Agrarian conditions

Under the Swedish reign, Estonian society functioned more or less in the same way as had been the case in the Middle Ages. The rural population was divided into two main groups: landed gentry and the peasants. The landed gentry consisted of Germans and increasingly of Swedes, while the peasants were Estonians. Between the two main social groups there were manorial administrators, millers, innkeepers and artisans. At the end of the 17th century there were about 1000 manors (knights’ manors, crown manors, parsonages and town manors) which produced mostly grain (rye and barley) to be exported to western Europe and Sweden: the Baltic Sea provinces were even sometimes called ‘Sweden’s breadbasket’. Estonia at that time was the northernmost exporter of grain.

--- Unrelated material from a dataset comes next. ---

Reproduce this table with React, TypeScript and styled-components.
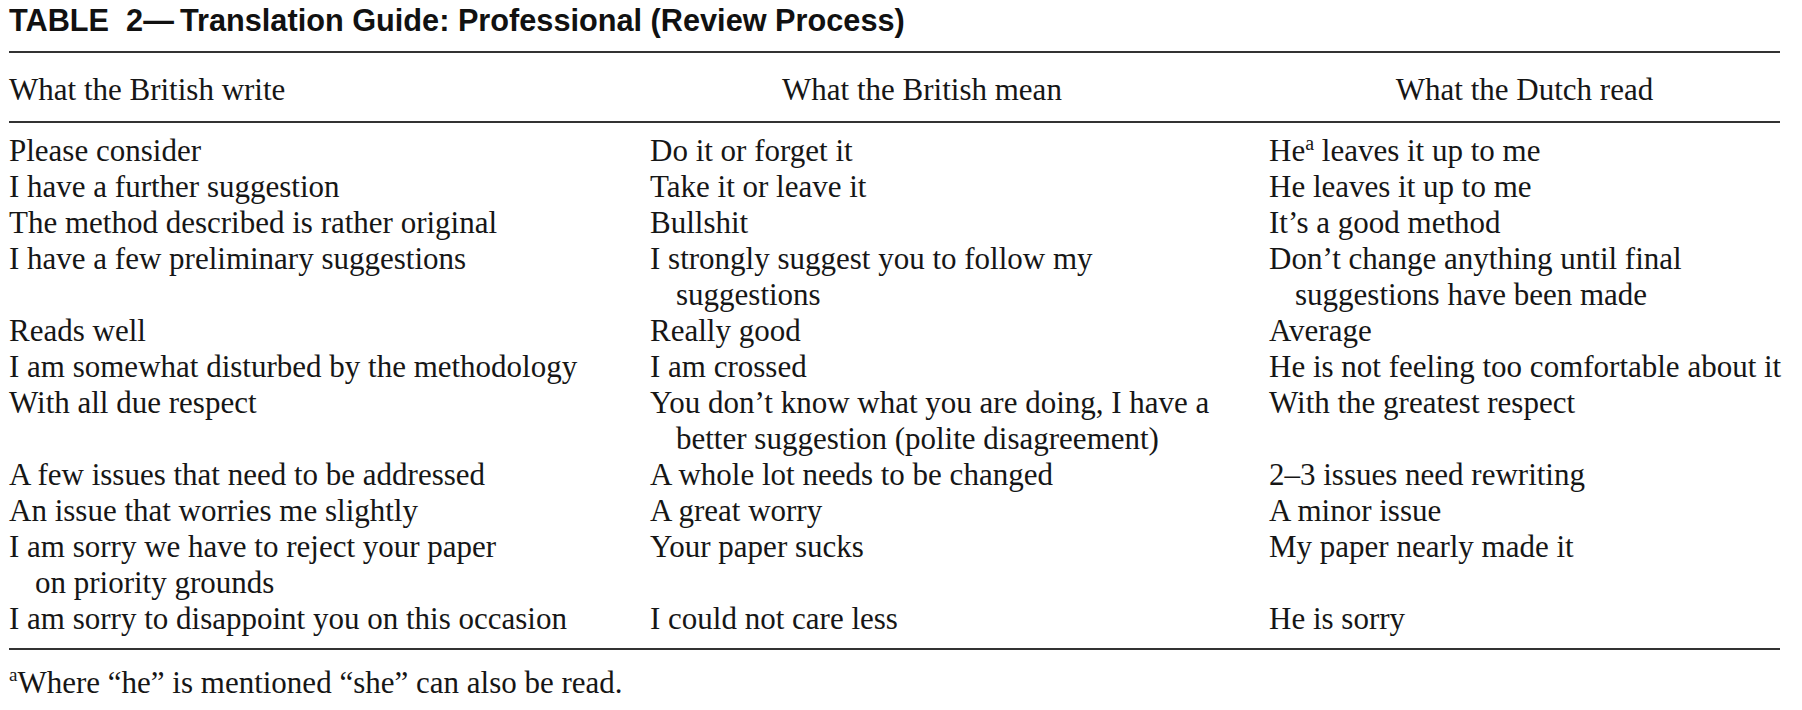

The manorial economy depended on corvée — the farms were obliged to supply the manor with human labour and a draft of domestic animals. In addition to corvée, each farm had to provide a certain part of its crops and other products to the manor. As agricultural development was extended by cultivating new lands, the lords tended to increase the corvée.

Hoping to achieve a better life, peasants fled their lands and sought new opportunities. In the 17th century the peasant exodus had become so great that the authorities, urged by the lords, intervened. The law published in 1668 and ratified in 1671 (the so-called ‘country police law’) made provisions to return runaway peasants; even the dependence of peasants’ children on their lords was recorded. The new law gave legal justification to the established common law. By the end of this period, the majority of peasantry lost their freedom and became dependent on the landlord to an extent that could fairly be called serfdom. The practice of selling a peasant separately from his land attests to the spread of serfdom.

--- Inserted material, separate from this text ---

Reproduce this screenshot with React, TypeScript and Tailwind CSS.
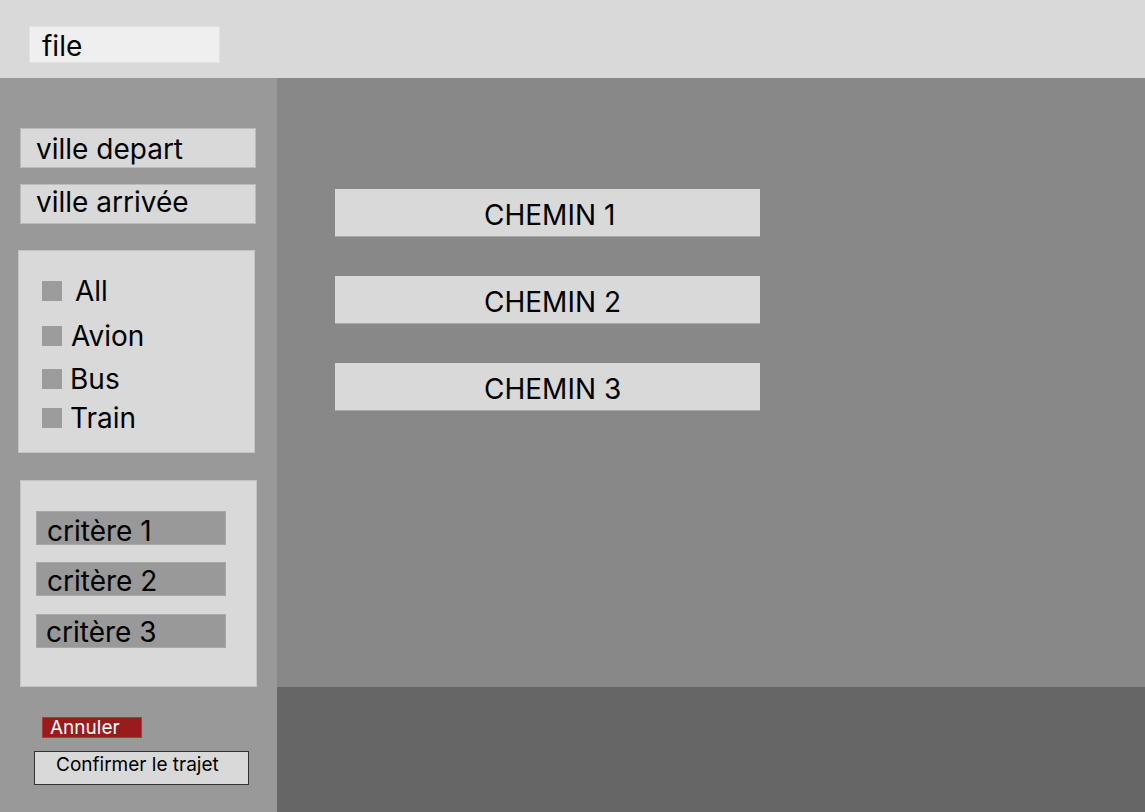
import React from "react";

const Check: React.FC<{ label: string; gap: string; mt: string }> = ({ label, gap, mt }) => (
  <div className={`flex items-center ${mt}`}>
    <span className="w-[20px] h-[20px] bg-[#9c9c9c] shrink-0" />
    <span className={`${gap} text-[28px] leading-[30px] text-black`}>{label}</span>
  </div>
);

const Critere: React.FC<{ label: string; mt: string; pl: string; tmt: string }> = ({ label, mt, pl, tmt }) => (
  <div className={`w-[190px] h-[34px] bg-[#999999] border border-[#a8a8a8] flex items-center ${pl} ${mt}`}>
    <span className={`text-[28px] leading-[30px] text-black ${tmt}`}>{label}</span>
  </div>
);

const Chemin: React.FC<{ label: string }> = ({ label }) => (
  <div className="w-[425px] h-[48px] bg-[#d9d9d9] border-b border-[#a9a9a9] flex items-center pl-[149px]">
    <span className="text-[28px] leading-[30px] text-black mt-[4px]">{label}</span>
  </div>
);

const App: React.FC = () => {
  return (
    <div className="w-[1145px] h-[812px] flex flex-col overflow-hidden font-['Inter',sans-serif]">
      {/* Top bar */}
      <div className="h-[78px] bg-[#d9d9d9] shrink-0 pt-[26px] pl-[29px]">
        <div className="w-[191px] h-[37px] bg-[#efefef] border border-[#e2e2e2] flex items-center pl-[12px]">
          <span className="text-[28px] leading-[30px] text-black mt-[3px]">file</span>
        </div>
      </div>

      <div className="flex flex-1">
        {/* Sidebar */}
        <div className="w-[277px] bg-[#999999] shrink-0 pt-[50px] flex flex-col">
          <div className="ml-[20px] w-[236px] h-[40px] bg-[#d9d9d9] border border-[#bcbcbc] flex items-center pl-[15px]">
            <span className="text-[28px] leading-[30px] text-black mt-[1px]">ville depart</span>
          </div>
          <div className="ml-[20px] mt-[16px] w-[236px] h-[40px] bg-[#d9d9d9] border border-[#bcbcbc] flex items-center pl-[15px]">
            <span className="text-[28px] leading-[30px] text-black -mt-[4px]">ville arrivée</span>
          </div>

          {/* Transport filters */}
          <div className="ml-[18px] mt-[26px] w-[237px] h-[203px] bg-[#d9d9d9] border border-[#c4c4c4] pl-[23px] pt-[25px]">
            <Check label="All" gap="ml-[13px]" mt="mt-0" />
            <Check label="Avion" gap="ml-[9px]" mt="mt-[15px]" />
            <Check label="Bus" gap="ml-[8px]" mt="mt-[13px]" />
            <Check label="Train" gap="ml-[8px]" mt="mt-[9px]" />
          </div>

          {/* Criteria */}
          <div className="ml-[20px] mt-[27px] w-[237px] h-[207px] bg-[#d9d9d9] border border-[#c4c4c4] pl-[15px] pt-[30px]">
            <Critere label="critère 1" mt="mt-0" pl="pl-[10px]" tmt="mt-[5px]" />
            <Critere label="critère 2" mt="mt-[17px]" pl="pl-[10px]" tmt="mt-[4px]" />
            <Critere label="critère 3" mt="mt-[18px]" pl="pl-[9px]" tmt="mt-[1px]" />
          </div>

          {/* Actions */}
          <div className="ml-[42px] mt-[30px] w-[100px] h-[21px] bg-[#991b1b] border border-[#b03a3a] flex items-center pl-[7px]">
            <span className="text-[19px] leading-[20px] text-white">Annuler</span>
          </div>
          <div className="ml-[34px] mt-[13px] w-[215px] h-[34px] bg-[#d9d9d9] border border-[#333333] flex items-start pl-[21px] pt-[1px]">
            <span className="text-[19px] leading-[24px] text-black">Confirmer le trajet</span>
          </div>
        </div>

        {/* Right side */}
        <div className="flex-1 flex flex-col">
          <div className="h-[609px] bg-[#888888] pl-[58px] pt-[111px] flex flex-col gap-[39px]">
            <Chemin label="CHEMIN 1" />
            <Chemin label="CHEMIN 2" />
            <Chemin label="CHEMIN 3" />
          </div>
          <div className="flex-1 bg-[#666666]" />
        </div>
      </div>
    </div>
  );
};

export default App;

The process was different from that in Sweden, where peasants were free and represented in the Riksdag. The Swedish monarchs attempted to ease the peasants’ condition on crown properties in their overseas provinces: these attempts have been seen as an intention to form a class of free peasants in Estonia and Livonia after the Swedish model, which would have been supportive of the central authority in contrast to the unreliability of the local aristocracy. The efforts of the distant central authority met with strong opposition from the local aristocracy. In addition, as the crown properties decreased, so too did the immediate motivation to better the status of the peasants.